On 25 February 2019, in Brussels, the Higher Education and Research Working Group of the European Sectoral Social Dialogue in Education confronted with these and many other questions in an attempt to develop effective strategies to improve the overall quality of higher education and research across Europe. This  is learner-centered and based – inter alia - on sufficient and sustainable public funding, decent working conditions and rewards for all those working in the sector.

Trade union representatives of academic and research personnel, and higher education employer organisations from all over Europe shared good examples from branch, regional and national collective bargaining processes, whose outcomes opened new opportunities for access to professional development for staff engaged in teaching and made important contributions to quality assurance systems in higher education and research.

However, many obstacles remain as both higher education and research personnel and employer organisations are confronted with increasing diversity in the student population, digitalisation challenges, lack of continuity and precarity in career paths. Across Europe, these are also adding up to a decline in the culture of collegiality, changes in the legislative underpinning of collective bargaining, and to the impact of financial crisis both on the public education funding and on social partners’ resources to organise and exercise leadership.
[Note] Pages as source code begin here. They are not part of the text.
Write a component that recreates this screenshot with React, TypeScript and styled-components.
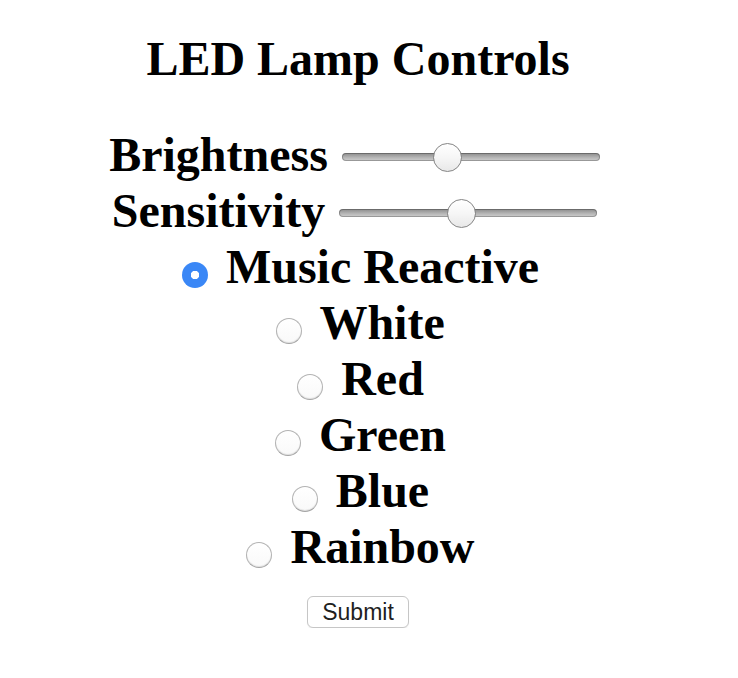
import React, { useState } from 'react';
import styled, { createGlobalStyle } from 'styled-components';

const GlobalStyle = createGlobalStyle`
  body {
    margin: 8px;
    background: #ffffff;
    font-family: 'Liberation Serif', 'Times New Roman', serif;
    color: #000000;
  }
`;

const Page = styled.div`
  width: 700px;
  text-align: center;
`;

const Title = styled.h1`
  margin: 23px 0 40px;
  font-size: 48px;
  line-height: 56px;
  font-weight: bold;
`;

const Form = styled.form`
  margin: 0;
`;

const Row = styled.div`
  padding-right: 5px;
  font-size: 48px;
  line-height: 56px;
  font-weight: bold;
  white-space: nowrap;
`;

const Slider = styled.input`
  -webkit-appearance: none;
  appearance: none;
  width: 258px;
  height: 28px;
  margin: 0 2px;
  padding: 0;
  background: transparent;
  vertical-align: baseline;

  &::-webkit-slider-runnable-track {
    height: 8px;
    border-radius: 4px;
    background: linear-gradient(#8a8a8a, #b8b8b8 60%, #cfcfcf);
    box-shadow: inset 0 0 0 1px rgba(0, 0, 0, 0.25);
  }

  &::-webkit-slider-thumb {
    -webkit-appearance: none;
    width: 29px;
    height: 29px;
    margin-top: -10.5px;
    border-radius: 50%;
    box-sizing: border-box;
    border: 1.5px solid #858585;
    background: linear-gradient(#ffffff, #f6f6f6 50%, #e8e8e8);
  }
`;

const Radio = styled.input`
  -webkit-appearance: none;
  appearance: none;
  width: 26px;
  height: 26px;
  margin: 0 6px 0 10px;
  box-sizing: border-box;
  border-radius: 50%;
  border: 1px solid #b3b3b3;
  border-bottom-color: #a4a4a4;
  background: linear-gradient(#ffffff, #f9f9f9);
  box-shadow: inset 0 -1px 1px rgba(0, 0, 0, 0.1);
  vertical-align: -5px;

  &:checked {
    border: none;
    box-shadow: none;
    background: radial-gradient(circle, #ffffff 0 4px, #3a87f6 4.5px);
  }
`;

const SubmitButton = styled.button`
  margin-top: 21px;
  height: 32px;
  padding: 0 14px;
  font-family: 'Liberation Sans', Arial, sans-serif;
  font-size: 23px;
  line-height: 30px;
  color: #1f1f1f;
  background: #ffffff;
  border: 1px solid #c6c6c6;
  border-radius: 6px;
  box-shadow: 0 1px 1px rgba(0, 0, 0, 0.06);
`;

const modes = ['Music Reactive', 'White', 'Red', 'Green', 'Blue', 'Rainbow'];

const App: React.FC = () => {
  const [brightness, setBrightness] = useState(40);
  const [sensitivity, setSensitivity] = useState(47);
  const [mode, setMode] = useState('Music Reactive');

  return (
    <Page>
      <GlobalStyle />
      <Title>LED Lamp Controls</Title>
      <Form onSubmit={(e) => e.preventDefault()}>
        <Row>
          <label htmlFor="brightness">Brightness</label>{' '}
          <Slider
            id="brightness"
            type="range"
            min={0}
            max={100}
            value={brightness}
            onChange={(e) => setBrightness(Number(e.target.value))}
          />
        </Row>
        <Row>
          <label htmlFor="sensitivity">Sensitivity</label>{' '}
          <Slider
            id="sensitivity"
            type="range"
            min={0}
            max={100}
            value={sensitivity}
            onChange={(e) => setSensitivity(Number(e.target.value))}
          />
        </Row>
        {modes.map((m) => (
          <Row key={m}>
            <Radio
              type="radio"
              name="mode"
              id={m}
              checked={mode === m}
              onChange={() => setMode(m)}
            />{' '}
            <label htmlFor={m}>{m}</label>
          </Row>
        ))}
        <SubmitButton type="submit">Submit</SubmitButton>
      </Form>
    </Page>
  );
};

export default App;
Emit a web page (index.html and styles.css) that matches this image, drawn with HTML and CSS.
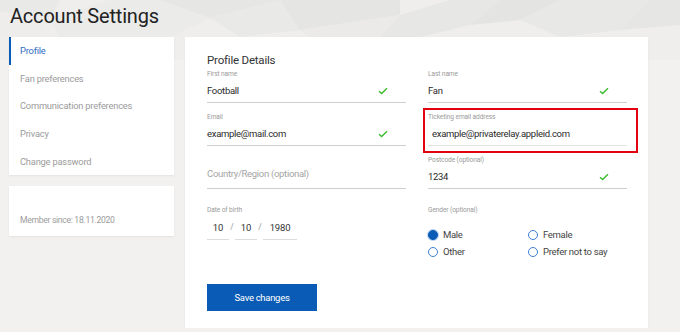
FILE: index.html
```html
<!DOCTYPE html>

<html>
    <head>
        <meta charset="utf-8">

        <link rel="stylesheet" href="styles.css">
    </head>

    <body>
        <svg class="backdrop" width="680" height="60" viewBox="0 0 680 60" preserveAspectRatio="none">
            <rect width="680" height="60" fill="#efeeed"/>
            <polygon points="0,0 60,0 50,18 0,12" fill="#e9e9e8"/>
            <polygon points="50,18 110,0 160,0 210,18 170,37 60,37" fill="#ebebea"/>
            <polygon points="160,0 280,0 210,18" fill="#e6e6e5"/>
            <polygon points="210,18 280,0 300,30 240,37" fill="#e9e9e8"/>
            <polygon points="280,0 400,0 400,15 300,30" fill="#e5e5e4"/>
            <polygon points="400,15 450,0 500,0 470,25 420,37 380,37" fill="#e7e7e6"/>
            <polygon points="500,0 560,0 520,20 470,25" fill="#e4e4e3"/>
            <polygon points="520,20 560,0 650,0 620,30 560,37" fill="#e8e8e7"/>
            <polygon points="620,30 650,0 680,0 680,25" fill="#e6e6e5"/>
            <polygon points="0,12 50,18 40,37 0,37" fill="#eeedec"/>
            <polygon points="300,30 400,15 380,37 310,37" fill="#ebeae9"/>
        </svg>

        <div class="page">
            <div class="title">
                Account Settings
            </div>

            <div class="layout">
                <div class="side">
                    <div class="card nav">
                        <div class="nav-item active">Profile</div>
                        <div class="nav-item">Fan preferences</div>
                        <div class="nav-item">Communication preferences</div>
                        <div class="nav-item">Privacy</div>
                        <div class="nav-item">Change password</div>
                    </div>

                    <div class="card member">
                        Member since: 18.11.2020
                    </div>
                </div>

                <div class="card main">
                    <div class="heading">Profile Details</div>

                    <div class="grid">
                        <div class="field">
                            <div class="label">First name</div>
                            <div class="input">
                                <span>Football</span>
                                <svg class="check" width="10" height="8" viewBox="0 0 10 8"><path d="M1 4.2 L3.6 6.6 L9 1.2" fill="none" stroke="#3dbb2e" stroke-width="1.4"/></svg>
                            </div>
                        </div>

                        <div class="field">
                            <div class="label">Last name</div>
                            <div class="input">
                                <span>Fan</span>
                                <svg class="check" width="10" height="8" viewBox="0 0 10 8"><path d="M1 4.2 L3.6 6.6 L9 1.2" fill="none" stroke="#3dbb2e" stroke-width="1.4"/></svg>
                            </div>
                        </div>

                        <div class="field">
                            <div class="label">Email</div>
                            <div class="input">
                                <span>example@mail.com</span>
                                <svg class="check" width="10" height="8" viewBox="0 0 10 8"><path d="M1 4.2 L3.6 6.6 L9 1.2" fill="none" stroke="#3dbb2e" stroke-width="1.4"/></svg>
                            </div>
                        </div>

                        <div class="field marked">
                            <div class="label">Ticketing email address</div>
                            <div class="input indent">
                                <span>example@privaterelay.appleid.com</span>
                            </div>
                        </div>

                        <div class="field">
                            <div class="label"></div>
                            <div class="input placeholder">
                                <span>Country/Region (optional)</span>
                            </div>
                        </div>

                        <div class="field">
                            <div class="label">Postcode (optional)</div>
                            <div class="input">
                                <span>1234</span>
                                <svg class="check" width="10" height="8" viewBox="0 0 10 8"><path d="M1 4.2 L3.6 6.6 L9 1.2" fill="none" stroke="#3dbb2e" stroke-width="1.4"/></svg>
                            </div>
                        </div>

                        <div class="field low">
                            <div class="label">Date of birth</div>
                            <div class="dob">
                                <div class="part day">10</div>
                                <div class="slash">/</div>
                                <div class="part day">10</div>
                                <div class="slash">/</div>
                                <div class="part year">1980</div>
                            </div>
                        </div>

                        <div class="field low">
                            <div class="label">Gender (optional)</div>
                            <div class="radios">
                                <div class="radio on"><span class="dot"></span>Male</div>
                                <div class="radio"><span class="dot"></span>Female</div>
                                <div class="radio"><span class="dot"></span>Other</div>
                                <div class="radio"><span class="dot"></span>Prefer not to say</div>
                            </div>
                        </div>
                    </div>

                    <button class="btn">Save changes</button>
                </div>
            </div>
        </div>
    </body>
</html>
```

FILE: styles.css
```css
body
{
    margin: 0;
    background-color: #f2f1f0;
    font-family: Roboto, "Liberation Sans", sans-serif;
    color: #333;
}

.backdrop
{
    position: absolute;
    top: 0;
    left: 0;
    z-index: 0;
}

.page
{
    position: relative;
    z-index: 1;
    padding: 0 9px;
}

.title
{
    font-size: 20px;
    line-height: 24px;
    letter-spacing: -0.2px;
    padding: 4px 0 9px 1px;
    color: #222;
}

.layout
{
    display: flex;
    gap: 11px;
    align-items: flex-start;
}

.side
{
    width: 165px;
    display: flex;
    flex-direction: column;
    gap: 11px;
}

.card
{
    background-color: white;
    box-shadow: 0 1px 2px rgba(0, 0, 0, 0.06);
}

.nav
{
    height: 138px;
}

.nav-item
{
    font-size: 9.3px;
    line-height: 27.7px;
    letter-spacing: -0.2px;
    padding-left: 9px;
    color: #9b9b9b;
    border-left: 2px solid transparent;
}

.nav-item.active
{
    color: #2f6dc4;
    border-left-color: #0a5bb5;
}

.member
{
    height: 50px;
    box-sizing: border-box;
    padding: 29px 0 0 11px;
    font-size: 8.6px;
    letter-spacing: -0.3px;
    color: #9b9b9b;
}

.main
{
    width: 463px;
    height: 291px;
    box-sizing: border-box;
    padding: 15px 21px 0 22px;
}

.heading
{
    font-size: 11.5px;
    line-height: 16px;
    letter-spacing: -0.2px;
    color: #333;
    margin-bottom: 2px;
}

.grid
{
    display: grid;
    grid-template-columns: 199px 199px;
    column-gap: 22px;
    row-gap: 10px;
}

.field
{
    position: relative;
}

.field.low
{
    margin-top: 7px;
}

.label
{
    font-size: 6.6px;
    line-height: 9px;
    height: 9px;
    letter-spacing: -0.1px;
    color: #9a9a9a;
}

.input
{
    height: 23px;
    display: flex;
    align-items: center;
    justify-content: space-between;
    border-bottom: 1px solid #cfcfcf;
    font-size: 9.5px;
    letter-spacing: -0.3px;
    color: #2a2a2a;
    padding-right: 18px;
}

.input.indent
{
    padding-left: 4px;
    border-bottom-color: #e4e4e4;
}

.input.placeholder
{
    color: #a5a5a5;
    align-items: flex-start;
    padding-top: 3px;
    height: 20px;
}

.marked::after
{
    content: "";
    position: absolute;
    top: -5px;
    left: -5px;
    right: -11px;
    bottom: -7px;
    border: 2px solid #e3000f;
}

.dob
{
    display: flex;
    align-items: flex-start;
    font-size: 9.5px;
    letter-spacing: -0.2px;
    margin-top: 4px;
}

.part
{
    height: 20px;
    line-height: 17px;
    border-bottom: 1px solid #dcdcdc;
    text-align: center;
}

.part.day
{
    width: 22px;
}

.part.year
{
    width: 34px;
}

.slash
{
    width: 6px;
    line-height: 17px;
    text-align: center;
    color: #999;
    font-size: 8.5px;
}

.radios
{
    display: grid;
    grid-template-columns: 100px 99px;
    row-gap: 4px;
    margin-top: 13px;
}

.radio
{
    display: flex;
    align-items: center;
    gap: 5px;
    font-size: 9.5px;
    line-height: 13px;
    letter-spacing: -0.3px;
    color: #444;
}

.dot
{
    width: 8px;
    height: 8px;
    border: 1px solid #3d7fd0;
    border-radius: 50%;
    box-sizing: content-box;
}

.radio.on .dot
{
    background-color: #0a5bb5;
    border-color: #0a5bb5;
    box-shadow: 0 0 0 1px #b9d2f0;
}

.btn
{
    margin-top: 26px;
    width: 110px;
    height: 27px;
    border: none;
    background-color: #0a5bb5;
    color: white;
    font-size: 9.5px;
    letter-spacing: -0.3px;
    font-family: Roboto, "Liberation Sans", sans-serif;
    cursor: pointer;
}
```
Stable and sustainable industrial relations of good quality are the pre-requisite for vibrant, healthy and high quality higher education systems which can serve the public interest through fostering and enhancing critical thinking in democratic societies. Despite a wide-spread agreement that social dialogue and collegial governance flourish when mutual trust and cooperation between the representative social partners take their fair stand in the process, appropriate legislative frameworks and institutional settings are needed for the sustainability of the dialogue system. To this end, the European and national social partners in this sector are committed to engage in the process of improving their social dialogue at all levels by addressing together the policy issues which are high on their agenda across all European countries, and by continuing to build their structural and institutional capacity to effectively participate in social dialogue and policy making at national, regional and local/institutional level.